__What needs to be done__
Report the number of lines that hold the string "React". Leave out any other text.

__Data listing__
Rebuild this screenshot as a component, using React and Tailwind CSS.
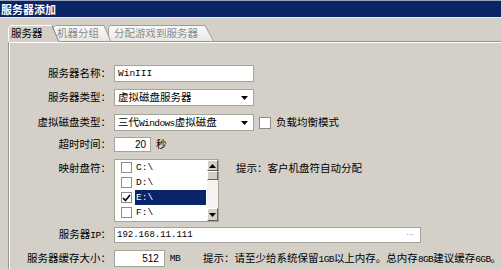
import React from "react";

const CJK = "font-['Noto_Sans_CJK_SC',sans-serif]";
const MONO = "font-['Liberation_Mono','Noto_Sans_CJK_SC',monospace]";
const INL = "font-['Liberation_Mono',monospace] text-[9.5px] tracking-[-0.6px]";

function Tab({ width, top, text, active, z, ml, pl, textCls }) {
  const h = active ? 17 : 16;
  const pts = `0.5,${h} 0.5,2.5 2.5,0.5 ${top},0.5 ${width - 0.5},${h}`;
  return (
    <div className={`relative shrink-0 ${z} ${ml}`} style={{ width, height: h }}>
      <svg className="absolute inset-0" width={width} height={h}>
        <defs>
          <linearGradient id="tg" x1="0" y1="0" x2="0" y2="1">
            <stop offset="0" stopColor="#fbfbfa" />
            <stop offset="1" stopColor="#e9e7e2" />
          </linearGradient>
        </defs>
        <polygon points={pts} fill={active ? "#d4d0c8" : "url(#tg)"} stroke="none" />
        {active ? (
          <>
            <polyline points={`0.5,${h} 0.5,2.5 2.5,0.5 ${top},0.5`} fill="none" stroke="#ffffff" />
            <line x1={top} y1="0.5" x2={width - 0.5} y2={h - 1} stroke="#808080" />
          </>
        ) : (
          <polyline
            points={`0.5,${h} 0.5,2.5 2.5,0.5 ${top},0.5 ${width - 0.5},${h}`}
            fill="none"
            stroke="#a09d96"
          />
        )}
      </svg>
      <div className={`relative h-[16px] flex items-center ${pl} ${CJK} text-[10.5px] leading-none ${textCls}`}>
        {text}
      </div>
    </div>
  );
}

function Label({ children, className = "" }) {
  return (
    <div className={`w-[101px] shrink-0 text-right ${CJK} text-[10.5px] leading-none text-black whitespace-nowrap ${className}`}>
      {children}
    </div>
  );
}

function DownTri() {
  return (
    <svg width="7" height="4" viewBox="0 0 7 4">
      <polygon points="0,0 7,0 3.5,4" fill="#000" />
    </svg>
  );
}

function UpTri() {
  return (
    <svg width="7" height="4" viewBox="0 0 7 4">
      <polygon points="0,4 7,4 3.5,0" fill="#000" />
    </svg>
  );
}

function Box({ checked }) {
  return (
    <div className="w-[11px] h-[11px] shrink-0 bg-white border border-[#8e8c86] flex items-center justify-center">
      {checked && (
        <svg width="9" height="8" viewBox="0 0 9 8">
          <polyline points="1,4 3.5,6.5 8,1" fill="none" stroke="#000" strokeWidth="1.6" />
        </svg>
      )}
    </div>
  );
}

function SBtn({ children, className = "" }) {
  return (
    <div
      className={`w-[11px] shrink-0 bg-[#d4d0c8] border-t border-l border-t-white border-l-white border-b border-r border-b-[#606060] border-r-[#606060] flex items-center justify-center ${className}`}
    >
      {children}
    </div>
  );
}

export default function App() {
  const drives = ["C:\\", "D:\\", "E:\\", "F:\\"];
  return (
    <div className="w-[501px] h-[269px] overflow-hidden bg-[#d4d0c8] flex flex-col">
      {/* title bar */}
      <div className="h-[17px] shrink-0 bg-[#0b2466] border-t border-[#9aa0b8] flex items-center pl-[1px]">
        <span className={`${CJK} text-[11px] font-bold text-white leading-none`}>服务器添加</span>
      </div>
      <div className="h-[1px] shrink-0 bg-[#ece9e4]" />
      {/* tabs */}
      <div className="mt-[7px] h-[16px] shrink-0 flex pl-[8px]">
        <Tab width={51} top={44} text="服务器" active z="z-30" ml="" pl="pl-[3px]" textCls="text-black" />
        <Tab width={58} top={51} text="机器分组" z="z-20" ml="ml-[-6px]" pl="pl-[4px]" textCls="text-[#8a8a8a]" />
        <Tab width={106} top={97} text="分配游戏到服务器" z="z-10" ml="ml-[-3px]" pl="pl-[6px]" textCls="text-[#8a8a8a]" />
      </div>
      {/* panel */}
      <div className="ml-[8px] flex-1 border-t border-l border-[#9a978f] bg-[#d4d0c8] relative">
        <div className="border-t border-l border-white h-full flex flex-col pt-[22px]">
          {/* row 1 */}
          <div className="flex items-center h-[17px]">
            <Label>服务器名称：</Label>
            <div className="ml-[3px] w-[140px] h-[17px] bg-white border border-[#a6a39c] flex items-center pl-[3px]">
              <span className={`${MONO} text-[9.5px] leading-none`}>WinIII</span>
            </div>
          </div>
          {/* row 2 */}
          <div className="flex items-center h-[17px] mt-[7px]">
            <Label>服务器类型：</Label>
            <div className="ml-[3px] w-[140px] h-[17px] bg-white border border-[#a6a39c] flex items-center pl-[3px] pr-[5px]">
              <span className={`${CJK} text-[10.5px] leading-none flex-1`}>虚拟磁盘服务器</span>
              <DownTri />
            </div>
          </div>
          {/* row 3 */}
          <div className="flex items-center h-[17px] mt-[8px]">
            <Label>虚拟磁盘类型：</Label>
            <div className="ml-[3px] w-[140px] h-[17px] bg-white border border-[#a6a39c] flex items-center pl-[3px] pr-[5px]">
              <span className={`${CJK} text-[10.5px] leading-none flex-1 whitespace-nowrap`}>
                三代<span className={INL}>Windows</span>虚拟磁盘
              </span>
              <DownTri />
            </div>
            <div className="ml-[5px] w-[12px] h-[12px] bg-white border border-[#8e8c86]" />
            <span className={`ml-[5px] ${CJK} text-[10.5px] leading-none`}>负载均衡模式</span>
          </div>
          {/* row 4 */}
          <div className="flex items-center h-[15px] mt-[6px]">
            <Label>超时时间：</Label>
            <div className="ml-[3px] w-[37px] h-[15px] bg-white border border-[#a6a39c] flex items-center justify-end pr-[4px]">
              <span className="font-['Liberation_Sans',sans-serif] text-[10px] leading-none">20</span>
            </div>
            <span className={`ml-[5px] ${CJK} text-[10.5px] leading-none`}>秒</span>
          </div>
          {/* row 5 */}
          <div className="flex items-start h-[63px] mt-[7px]">
            <Label className="mt-[4px]">映射盘符：</Label>
            <div className="ml-[3px] w-[105px] h-[63px] bg-white border border-[#a6a39c] flex">
              <div className="flex-1 flex flex-col">
                {drives.map((d, i) => (
                  <div key={d} className="h-[15px] flex items-center pl-[6px]">
                    <Box checked={i === 2} />
                    <div
                      className={`ml-[3px] h-[15px] flex-1 flex items-center pl-[1px] ${
                        i === 2 ? "bg-[#0a246a] text-white" : "text-black"
                      }`}
                    >
                      <span className={`${MONO} text-[9.5px] leading-none`}>{d}</span>
                    </div>
                  </div>
                ))}
              </div>
              <div className="w-[11px] ml-[1px] flex flex-col bg-[#f4f3f0]">
                <SBtn className="h-[11px]">
                  <UpTri />
                </SBtn>
                <SBtn className="h-[9px]" />
                <div className="flex-1" />
                <SBtn className="h-[13px]">
                  <DownTri />
                </SBtn>
              </div>
            </div>
            <span className={`ml-[17px] mt-[4px] ${CJK} text-[10.5px] leading-none`}>提示：客户机盘符自动分配</span>
          </div>
          {/* row 6 */}
          <div className="flex items-center h-[16px] mt-[5px]">
            <Label>
              服务器<span className={INL}>IP</span>：
            </Label>
            <div className="ml-[3px] w-[307px] h-[16px] bg-white border border-[#a6a39c] flex items-center pl-[2px] pr-[6px]">
              <span className={`${MONO} text-[9px] leading-none flex-1`}>192.168.11.111</span>
              <span className="font-['Liberation_Sans',sans-serif] text-[8px] leading-none text-[#666]">···</span>
            </div>
          </div>
          {/* row 7 */}
          <div className="flex items-center h-[17px] mt-[7px]">
            <Label>服务器缓存大小：</Label>
            <div className="ml-[3px] w-[57px] h-[17px] bg-white border border-[#a6a39c] flex items-center justify-end pr-[5px]">
              <span className="font-['Liberation_Sans',sans-serif] text-[10px] leading-none">512</span>
            </div>
            <span className={`ml-[5px] ${INL} leading-none`}>MB</span>
            <span className={`ml-[23px] ${CJK} text-[10.5px] leading-none whitespace-nowrap`}>
              提示：请至少给系统保留<span className={INL}>1GB</span>以上内存。总内存<span className={INL}>8GB</span>建议缓存<span className={INL}>6GB</span>。
            </span>
          </div>
        </div>
      </div>
    </div>
  );
}
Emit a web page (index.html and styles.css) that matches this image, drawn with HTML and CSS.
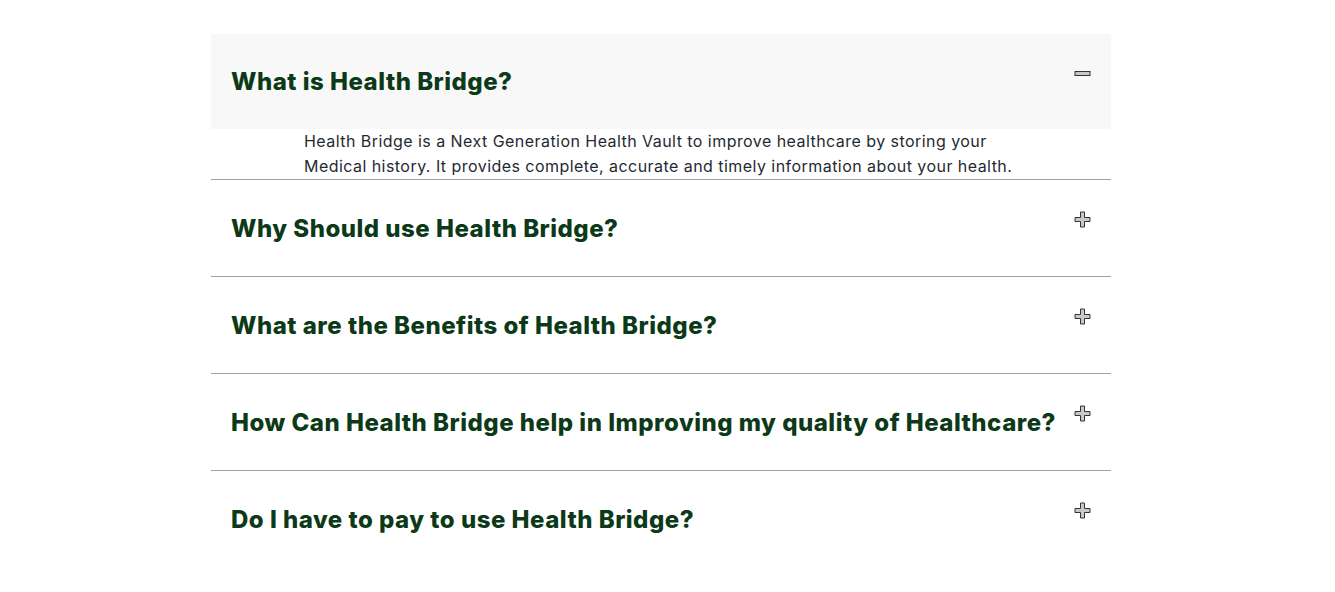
FILE: index.html
```html
<!DOCTYPE html>
<html lang="en">
<head>
<meta charset="utf-8">
<title>FAQ</title>
<link rel="stylesheet" href="styles.css">
</head>
<body>
<div class="faq">
  <div class="item open">
    <div class="head">
      <h3 class="q">What is Health Bridge?</h3>
      <svg class="ico" width="17" height="17" viewBox="0 0 17 17"><rect x="1" y="6.5" width="15" height="4" fill="#c8c8c8" stroke="#333" stroke-width="1"/></svg>
    </div>
    <p class="a">Health Bridge is a Next Generation Health Vault to improve healthcare by storing your Medical history. It provides complete, accurate and timely information about your health.</p>
  </div>
  <div class="item">
    <div class="head">
      <h3 class="q">Why Should use Health Bridge?</h3>
      <svg class="ico" width="17" height="17" viewBox="0 0 17 17"><path d="M6.5 1h4v5.5h5.5v4h-5.5v5.5h-4v-5.5h-5.5v-4h5.5z" fill="#c8c8c8" stroke="#333" stroke-width="1"/></svg>
    </div>
  </div>
  <div class="item">
    <div class="head">
      <h3 class="q">What are the Benefits of Health Bridge?</h3>
      <svg class="ico" width="17" height="17" viewBox="0 0 17 17"><path d="M6.5 1h4v5.5h5.5v4h-5.5v5.5h-4v-5.5h-5.5v-4h5.5z" fill="#c8c8c8" stroke="#333" stroke-width="1"/></svg>
    </div>
  </div>
  <div class="item">
    <div class="head">
      <h3 class="q">How Can Health Bridge help in Improving my quality of Healthcare?</h3>
      <svg class="ico" width="17" height="17" viewBox="0 0 17 17"><path d="M6.5 1h4v5.5h5.5v4h-5.5v5.5h-4v-5.5h-5.5v-4h5.5z" fill="#c8c8c8" stroke="#333" stroke-width="1"/></svg>
    </div>
  </div>
  <div class="item last">
    <div class="head">
      <h3 class="q">Do I have to pay to use Health Bridge?</h3>
      <svg class="ico" width="17" height="17" viewBox="0 0 17 17"><path d="M6.5 1h4v5.5h5.5v4h-5.5v5.5h-4v-5.5h-5.5v-4h5.5z" fill="#c8c8c8" stroke="#333" stroke-width="1"/></svg>
    </div>
  </div>
</div>
</body>
</html>
```

FILE: styles.css
```css
* { box-sizing: border-box; }
html, body { margin: 0; padding: 0; background: #fff; }
body { font-family: Inter, "Liberation Sans", sans-serif; }
.faq {
  width: 900px;
  margin: 34px 0 0 211px;
}
.item { border-bottom: 1px solid #a3a3a3; }
.item.last { border-bottom: none; }
.head {
  height: 96px;
  display: flex;
  justify-content: space-between;
  align-items: flex-start;
  padding: 0 20px 0 20px;
}
.open .head { background: #f8f8f8; height: 95px; }
.q {
  margin: 0;
  align-self: center;
  font-size: 24px;
  font-weight: 800;
  color: #0c3918;
  letter-spacing: 0.5px;
}
.ico { margin-top: 31px; flex: none; }
.a {
  margin: 0;
  padding: 0 92px 0 93px;
  font-size: 16px;
  line-height: 25px;
  letter-spacing: 0.45px;
  color: #1f2a33;
}
```
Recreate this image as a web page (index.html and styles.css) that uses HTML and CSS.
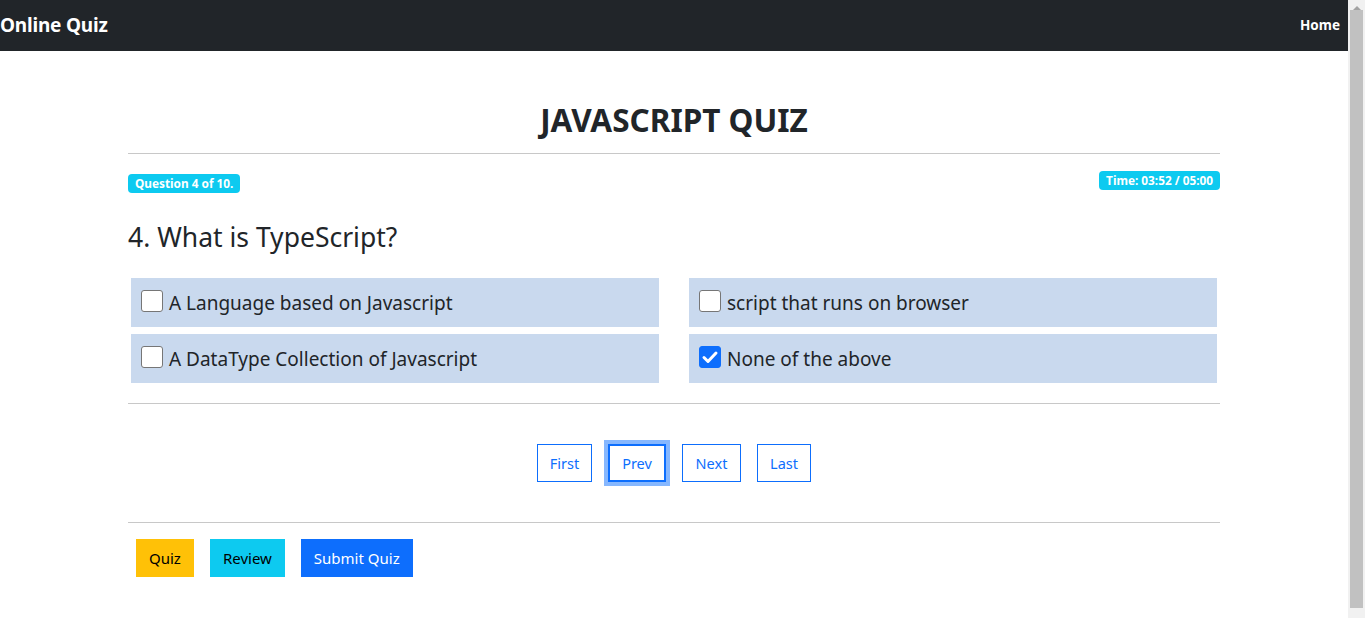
FILE: index.html
```html
<!DOCTYPE html>
<html>
<head>
<meta charset="utf-8">
<link rel="stylesheet" href="styles.css">
</head>
<body>
<div class="page">
  <nav class="navbar">
    <span class="brand">Online Quiz</span>
    <span class="nav-link">Home</span>
  </nav>
  <main class="container">
    <h1 class="title">JAVASCRIPT QUIZ</h1>
    <hr class="rule first-rule">
    <div class="badges">
      <span class="badge badge-q">Question 4 of 10.</span>
      <span class="badge badge-t">Time: 03:52 / 05:00</span>
    </div>
    <h2 class="question">4. What is TypeScript?</h2>
    <div class="options">
      <label class="option"><span class="check"></span><span>A Language based on Javascript</span></label>
      <label class="option"><span class="check"></span><span>script that runs on browser</span></label>
      <label class="option"><span class="check"></span><span>A DataType Collection of Javascript</span></label>
      <label class="option"><span class="check checked"><svg viewBox="0 0 22 22" width="22" height="22"><path d="M5 11.5l4 4 8-8.5" fill="none" stroke="#fff" stroke-width="3" stroke-linecap="round" stroke-linejoin="round"/></svg></span><span>None of the above</span></label>
    </div>
    <hr class="rule mid-rule">
    <div class="pager">
      <button class="pbtn w-first">First</button>
      <button class="pbtn w-prev focused">Prev</button>
      <button class="pbtn w-next">Next</button>
      <button class="pbtn w-last">Last</button>
    </div>
    <hr class="rule bottom-rule">
    <div class="actions">
      <button class="abtn warn">Quiz</button>
      <button class="abtn info">Review</button>
      <button class="abtn primary">Submit Quiz</button>
    </div>
  </main>
</div>
<div class="scrollbar"><div class="arrow"></div><div class="thumb"></div></div>
</body>
</html>
```
FILE: styles.css
```css
* { box-sizing: border-box; }
html, body { margin: 0; padding: 0; overflow: hidden; }
body {
  font-family: "Segoe UI", "Noto Sans", "Open Sans", sans-serif;
  color: #212529;
  background: #fff;
  width: 1348px;
  height: 618px;
}
.navbar {
  height: 51px;
  background: #212529;
  display: flex;
  align-items: center;
  justify-content: space-between;
  padding: 0 8px 0 0;
}
.brand {
  color: #fff;
  font-weight: 700;
  font-size: 19px;
  letter-spacing: -0.2px;
  margin-top: -2px;
}
.nav-link {
  color: #fff;
  font-weight: 700;
  font-size: 13.5px;
  margin-top: -2px;
}
.container {
  width: 1092px;
  margin: 0 auto;
}
.title {
  margin: 48px 0 0;
  text-align: center;
  font-size: 31.5px;
  font-weight: 700;
  line-height: 42px;
}
.rule {
  border: 0;
  border-top: 1px solid #c8c8c8;
  margin: 0;
}
.first-rule { margin-top: 12px; }
.badges {
  display: flex;
  justify-content: space-between;
  align-items: flex-start;
  margin-top: 17px;
}
.badge {
  background: #0dcaf0;
  color: #fff;
  font-weight: 700;
  font-size: 11.8px;
  line-height: 19px;
  height: 19px;
  padding: 0 7px;
  border-radius: 4px;
}
.badge-q { margin-top: 3px; }
.question {
  margin: 26px 0 0;
  font-size: 26.5px;
  font-weight: 400;
  line-height: 36px;
}
.options {
  display: grid;
  grid-template-columns: 1fr 1fr;
  column-gap: 30px;
  row-gap: 7px;
  padding: 0 3px;
  margin-top: 23px;
}
.option {
  background: #c9d9ee;
  height: 49px;
  display: flex;
  align-items: center;
  padding-left: 10px;
  font-size: 19px;
  gap: 6px;
}
.check {
  width: 22px;
  height: 22px;
  border: 1px solid #767676;
  border-radius: 3px;
  background: #fff;
  display: inline-flex;
  flex: none;
  margin-top: -4px;
}
.check.checked {
  background: #0d6efd;
  border-color: #0d6efd;
}
.check svg { margin: -1px; }
.mid-rule { margin-top: 20px; }
.pager {
  display: flex;
  justify-content: center;
  gap: 16px;
  margin-top: 40px;
}
.pbtn {
  height: 38px;
  background: #fff;
  border: 1px solid #0d6efd;
  color: #0d6efd;
  font-family: inherit;
  font-size: 14.5px;
  padding: 0;
  border-radius: 0;
}
.w-first { width: 55px; }
.w-prev { width: 58px; }
.w-next { width: 59px; }
.w-last { width: 54px; }
.pbtn.focused {
  box-shadow: 0 0 0 4px #86b7fe;
  border-width: 2px;
}
.bottom-rule { margin-top: 40px; }
.actions {
  display: flex;
  gap: 16px;
  padding-left: 8px;
  margin-top: 16px;
}
.abtn {
  height: 38px;
  border: 0;
  border-radius: 0;
  font-family: inherit;
  font-size: 15px;
  padding: 0 13px;
  color: #000;
}
.warn { background: #ffc107; }
.info { background: #0dcaf0; }
.primary { background: #0d6efd; color: #fff; }
.scrollbar {
  position: fixed;
  top: 0;
  right: 0;
  width: 17px;
  height: 618px;
  background: #f1f1f1;
}
.arrow {
  width: 0; height: 0;
  margin: 6px auto 0;
  border-left: 4px solid transparent;
  border-right: 4px solid transparent;
  border-bottom: 4px solid #a3a3a3;
}
.thumb {
  position: absolute;
  left: 2px;
  top: 10px;
  width: 13px;
  height: 598px;
  background: #c1c1c1;
}
```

__The response__
2